Thursday, April 16, 2015

It's Spring. Wear a Hat.

I can’t imagine that I haven’t written this same post before. Every year spring wakes me up. Joy and warmth find their way into my old and worn heart, still beating after 64 cold winters. Spring is the same and yet it seems so new. I bet each April I celebrate and write about these same wondrous events. I don’t care if I repeat myself. Spring deserves an annual homage.

I burned my skinny strip of asparagus, which fronts the little vegetable garden by the garage, the Saturday after Easter. I was afraid I’d waited too long and would scorch new shoots of asparagus coming through the dirt under the old dead stalks. I don’t think I did. Each Easter on the farm, or a week before if Easter came late, Mom would go to the tall patch of brown asparagus ferns, matted and brown, between the edge of the garden and the ditch by the blacktop (formerly gravel) road with wooden, strike anywhere farmer matches. We kept Ohio Blue Tips in a tin holder on the kitchen wall. It only took one. She would bury her hands in the asparagus ferns at the edge of the patch and light the match with her fingernail.

“Stand back.”

It burned amazingly fast, bright yellow flames and black smoke. Nothing around it to catch fire, too much moisture in the air and in the ground for it to spread. The fire might spread a little, at most a foot, into the green grass in the ditch, burning the dead grass under the new sprouts, which were unfazed, the green never leaving new blades left standing.

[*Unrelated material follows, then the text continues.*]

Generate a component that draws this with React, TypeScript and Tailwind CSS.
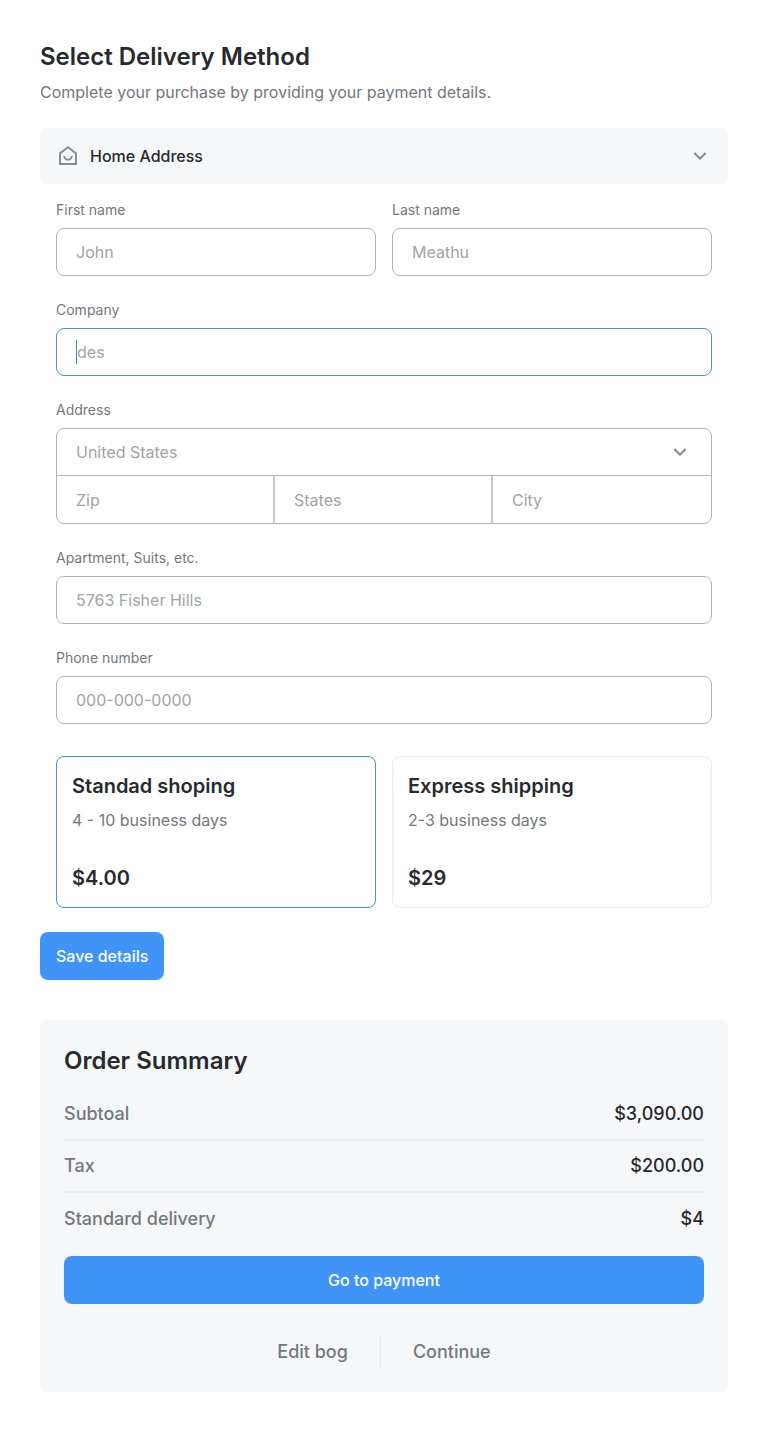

The heat would drive us back further. We stood under the clothesline. Mom was calm in the face of the furious fire. She knew there were no trees nearby to scorch, no wires strung above to melt, the hedge posts holding the woven wire fence would not catch. Nothing to be concerned about. She’d done it many times. Just start the process and watch it complete itself. The asparagus fire was a conflagration, feeding in on itself, multiplying and compounding, heat rushing up and out carrying with it ash and smoke. It roared and crackled. Every spring the asparagus fire was over almost as soon as it started. Flames furiously and quickly ate up those lacy ferns and light hollow stalks. As we watched the fire ebb and the smoke clear we saw that the asparagus had disappeared and a black rectangle, flat to the ground, speckled with white ash, had taken its place. Such rapid change visited the asparagus patch every spring, around Easter. That change comes about in my little asparagus patch still.

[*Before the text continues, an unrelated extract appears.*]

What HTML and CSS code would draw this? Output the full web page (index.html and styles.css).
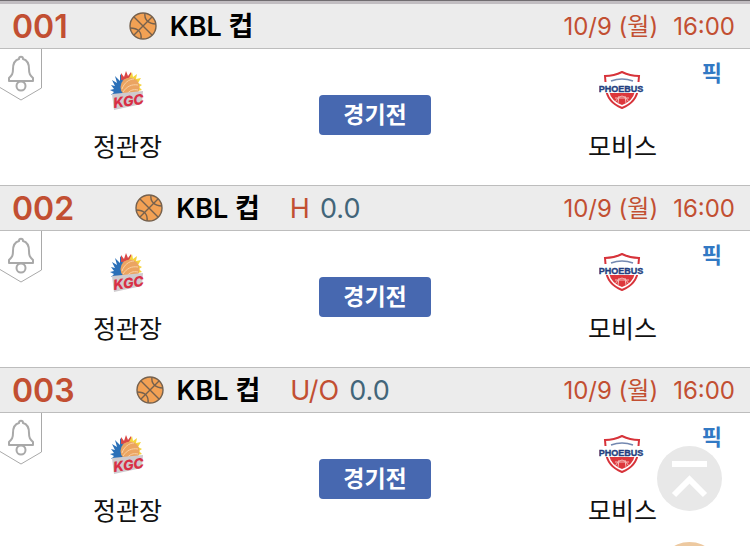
FILE: index.html
```html
<!DOCTYPE html>
<html lang="ko">
<head>
	<title>KBL 컵</title>
	<meta charset="utf-8">
	<meta name="viewport" content="width=device-width, initial-scale=1">
	<link rel="stylesheet" href="styles.css">
</head>
<body>
	<svg class="sprite" aria-hidden="true">
		<symbol id="ball" viewBox="0 0 28 28">
			<circle cx="14" cy="14" r="13" fill="#f2a154"/>
			<g fill="none" stroke="#75614e" stroke-width="1.4">
				<circle cx="14" cy="14" r="13"/>
				<path d="M5 5L23 23M5 23L23 5"/>
				<path d="M16 1C15 7 19 12 27 12M12 27C13 20 9 16 1 16"/>
			</g>
		</symbol>
		<symbol id="bell" viewBox="0 0 42 52">
			<g fill="none" stroke="#a9a9a9" stroke-width="1">
				<path d="M41.5 0V39L21 51L0 38.5"/>
				<path d="M19 10C19 7 23 7 23 10C27 11 29 15 29 20C29 25 30 26 33 29V32H9V29C12 26 13 25 13 20C13 15 15 11 19 10Z" stroke-width="2" stroke-linejoin="round"/>
				<circle cx="21" cy="37" r="4.5" stroke-width="2"/>
			</g>
		</symbol>
		<symbol id="kgc" viewBox="0 0 46 46">
			<path d="M22 6L20 13L16 7L16 14L11 9L13 16L8 13L11 19L7 18L10 22L6 23L10 25L7 28L20 28V14Z" fill="#2b70b8"/>
			<path d="M17 13L17 6L20 10L22 4L24 9L27 5L28 12Z" fill="#d94746"/>
			<path d="M25 11L28 5L29 10L33 7L32 12L37 11L34 16L38 18L35 20L38 23L34 24L37 28H22Z" fill="#f5d43d"/>
			<circle cx="26" cy="20" r="9.5" fill="#eba461"/>
			<path d="M18 22C20 16 25 12 30 12M19 25C23 19 28 17 34 18M22 28C26 23 29 22 34 23" fill="none" stroke="#f9d1a4"/>
			<path d="M8 27L39 24L38 37L10 43Z" fill="#cfcbce"/>
			<text class="kgc-text" x="10" y="41" transform="rotate(-8 10 41)">KGC</text>
		</symbol>
		<symbol id="phoebus" viewBox="0 0 46 46">
			<path d="M6 9Q15 9 23 5Q31 9 40 9L39 21Q38 35 23 41Q8 35 7 21Z" fill="#fff" stroke="#d7333a" stroke-width="2"/>
			<path d="M10 24H36Q34 34 23 38Q12 34 10 24Z" fill="#dd373c"/>
			<path d="M12 14Q23 10 34 14" fill="none" stroke="#7388b0" stroke-width="1.5"/>
			<path d="M2 15H44L42 20L43 26H3L4 20Z" fill="#fff"/>
			<text class="phoebus-text" x="22" y="25" text-anchor="middle">PHOEBUS</text>
			<path d="M16 35Q23 23 30 35M16 31H30M20 29L19 36M26 29L27 36" fill="none" stroke="#f6bab7"/>
		</symbol>
	</svg>

	<main class="games">
		<section class="game">
			<header class="game-header">
				<span class="number">001</span>
				<svg class="ball"><use href="#ball"/></svg>
				<h2 class="league">KBL 컵</h2>
				<time class="date"><span>10/9 (월)</span><span>16:00</span></time>
			</header>
			<div class="game-body">
				<button class="alarm" aria-label="알림"><svg><use href="#bell"/></svg></button>
				<div class="team"><svg class="logo"><use href="#kgc"/></svg><span>정관장</span></div>
				<button class="status">경기전</button>
				<div class="team"><svg class="logo"><use href="#phoebus"/></svg><span>모비스</span></div>
				<a class="pick" href="#">픽</a>
			</div>
		</section>

		<section class="game">
			<header class="game-header">
				<span class="number">002</span>
				<svg class="ball"><use href="#ball"/></svg>
				<h2 class="league">KBL 컵</h2>
				<span class="type">H</span>
				<span class="value">0.0</span>
				<time class="date"><span>10/9 (월)</span><span>16:00</span></time>
			</header>
			<div class="game-body">
				<button class="alarm" aria-label="알림"><svg><use href="#bell"/></svg></button>
				<div class="team"><svg class="logo"><use href="#kgc"/></svg><span>정관장</span></div>
				<button class="status">경기전</button>
				<div class="team"><svg class="logo"><use href="#phoebus"/></svg><span>모비스</span></div>
				<a class="pick" href="#">픽</a>
			</div>
		</section>

		<section class="game">
			<header class="game-header">
				<span class="number">003</span>
				<svg class="ball"><use href="#ball"/></svg>
				<h2 class="league">KBL 컵</h2>
				<span class="type">U/O</span>
				<span class="value">0.0</span>
				<time class="date"><span>10/9 (월)</span><span>16:00</span></time>
			</header>
			<div class="game-body">
				<button class="alarm" aria-label="알림"><svg><use href="#bell"/></svg></button>
				<div class="team"><svg class="logo"><use href="#kgc"/></svg><span>정관장</span></div>
				<button class="status">경기전</button>
				<div class="team"><svg class="logo"><use href="#phoebus"/></svg><span>모비스</span></div>
				<a class="pick" href="#">픽</a>
			</div>
		</section>
	</main>

	<div class="floating">
		<button class="to-top" aria-label="맨 위로">
			<svg viewBox="0 0 65 65">
				<path d="M15 18H50M17 49L32.5 33.5L48 49" fill="none" stroke="#fff" stroke-width="6"/>
			</svg>
		</button>
		<button class="more" aria-label="더보기"></button>
	</div>
</body>
</html>
```
FILE: styles.css
```css
* {
	box-sizing: border-box;
}

body {
	margin: 0;
	overflow-x: hidden;
	background: #fff;
	color: #111;
	font-family: Inter, "Noto Sans CJK KR", sans-serif;
	font-size: 24px;
}

button {
	padding: 0;
	border: 0;
	background: none;
	font: inherit;
	cursor: pointer;
}

.sprite {
	display: none;
}

.games {
	border-top: 1px solid #706c70;
}

.game-header {
	display: flex;
	align-items: center;
	height: 46px;
	padding: 0 15px 0 12px;
	border-top: 1px solid #bdbdbd;
	border-bottom: 1px solid #bdbdbd;
	background: #ececec;
	line-height: 42px;
}

.game-header > :not(svg) {
	padding-top: 2px;
}

.game:first-child .game-header {
	height: 48px;
	border-top: 3px solid #c1bdc1;
}

.number {
	color: #c24f32;
	font-size: 32px;
	font-weight: 600;
}

.ball {
	width: 28px;
	height: 28px;
	margin: 0 13px 0 61px;
}

.league {
	margin: 0;
	color: #000;
	font-size: 27px;
	font-weight: 600;
}

.type {
	margin-left: 30px;
	color: #c24f32;
	font-size: 27px;
	font-weight: 400;
}

.value {
	margin-left: 10px;
	color: #426579;
	font-size: 27px;
	font-weight: 400;
}

.date {
	display: flex;
	gap: 15px;
	margin-left: auto;
	color: #c24f32;
}

/* alarm and pick sit over the outer corners of the two team columns */
.game-body {
	position: relative;
	display: grid;
	grid-template-columns: 34fr 32fr 34fr;
	justify-items: center;
	align-items: start;
	height: 136px;
	padding-top: 18px;
}

.alarm {
	position: absolute;
	top: 0;
	left: 0;
}

.alarm svg {
	display: block;
	width: 42px;
	height: 52px;
}

.team {
	display: flex;
	flex-direction: column;
	align-items: center;
	gap: 16px;
	font-size: 25px;
	line-height: 36px;
}

.logo {
	width: 46px;
	height: 46px;
}

.kgc-text {
	fill: #d92f45;
	font: italic 800 14px Inter, sans-serif;
}

.phoebus-text {
	fill: #243f80;
	stroke: #243f80;
	stroke-width: 0.4px;
	font: 800 9px "Liberation Sans", sans-serif;
}

.status {
	width: 112px;
	height: 40px;
	margin-top: 28px;
	border-radius: 4px;
	background: #4768b0;
	color: #fff;
	font-size: 23px;
	font-weight: 600;
	line-height: 40px;
}

.pick {
	position: absolute;
	top: 6px;
	right: 28px;
	color: #3279c4;
	font-size: 22px;
	font-weight: 600;
	line-height: 36px;
	text-decoration: none;
}

.floating {
	position: fixed;
	right: 28px;
	bottom: -61px;
	display: grid;
	gap: 31px;
}

.to-top,
.more {
	width: 65px;
	height: 65px;
	border-radius: 50%;
}

.to-top {
	background: #e8e8e8;
}

.to-top svg {
	display: block;
}

.more {
	background: #edc9a0;
}
```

We burn the prairie grass too, after cutting it short with a hedge trimmer, in a pile right on the driveway. Fluffy ash is all that is left on the white crushed rock. I burn the Christmas tree. It takes a slow trip sometime after New Year’s Day from the living room to the back yard. It first stops by the bird feeder. When it’s cold and the snow is deep, birds like to go from the feeder to the safety of its branches, getting out of the wind for a while, then going back for more seed. As winter stretches out the green branches dry and go brown. When the snow is gone for good I drag the tree further back by the fire pit by the ravine. One day, hard to determine when, it seems odd to have a dead pine tree lying just off the patio by your bird feeder. Out of place somehow.

Saturday I got out the chain saw and lopped the branches of the Christmas tree off its trunk. It was a fourteen foot Frazier fir. I’ve been buying firs the past ten years or so, sometimes Douglas, sometimes Frazier or something else. Every year I cut off the branches and burn them in the fire pit with the pile of assorted branches that fall off the yard trees during the winter, the boughs from the Christmas wreath we finally make and hang on the garage, and the little wreath my brother Denny and his wife Sandy send us which we hang on the front door. Burning those things marks the official end of winter for the McClures. I keep the Christmas tree trunk to cut up and burn in the fireplace on Christmas Eve eight months away. Funny little traditions. They go on year after year.

I’m careful when I cut off the fir branches. Sometimes I find ornaments. We have a lot and it’s hard to get them all. We’re always so anxious to get that big dry tree and all its needles out of the house. This year I found the little brass trumpet ornament we’ve had for so long and a beaded quetzal I bought in Guatemala. They were there on brown branches, shiny and as good as new. I put them in my pocket and showed them to my wife. She laughed.

I sat on a stump and drank a Lagunitas Little Sumpn’ Sumpn’Ale as I fed branches into the fire pit where we have our wiener roasts. The sun felt as good as the beer tasted. It’s been a while since the sun felt that strong. I should get my Cub hat, I thought. I’ll burn the top of my head.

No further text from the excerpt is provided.